Congress will return for a lame-duck session Nov. 13 in which members will have to pass a series of nine budget bills to fund government services. Once they pass the measures, lawmakers will wash their hands of the mess they made. The new Congress will arrive to a $248 billion deficit. The figure could grow by $50 billion a year over the next decade as baby boomers draw on the funds they have put into Social Security and Medicare. During the Bush years, these funds have been used to sustain other government programs.
Medicare increases, fueled by 7 to 8 percent annual hikes in the cost of health care, have led some experts to believe that the nation’s budget problems cannot be fixed without comprehensive health reform. “No one’s been willing to touch it, but that’s what I see as front and center,” Dean Baker, an economist at the liberal Center for Economic and Policy Research, told The Associated Press.
Our nation’s inability to live within its means has left us with a national debt of $8.6 trillion, a figure that climbs by $2.4 billion a day. Projections show it could reach $46 trillion over the next few decades.

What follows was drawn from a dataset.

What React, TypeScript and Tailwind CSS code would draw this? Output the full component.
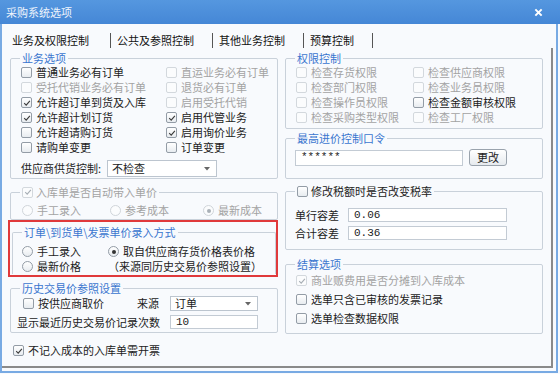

David Walker, head of the Government Accountability Office, an investigative arm of Congress, has been touring the country and preaching fiscal responsibility. He has committed to spread the message through the 2008 elections. “This is about the future of our country, our kids and grandkids,” Walker told a group recently in Austin, Texas. “We the people have to rise up to make sure things get changed.”
Interest charges on all this debt accrue in risky fashion. Increasingly the debt is owned by foreign powers such as China, which gives them leverage over the U.S. and undermines national security.
The national debt began its climb in the 1980s, pausing in the late 1990s when the government was running a surplus. Now it is growing again, partly because of the enormous price-tag associated with U.S. operations in Iraq.
It’s clear that the 110th U.S. Congress must put fiscal discipline on its list of key priorities.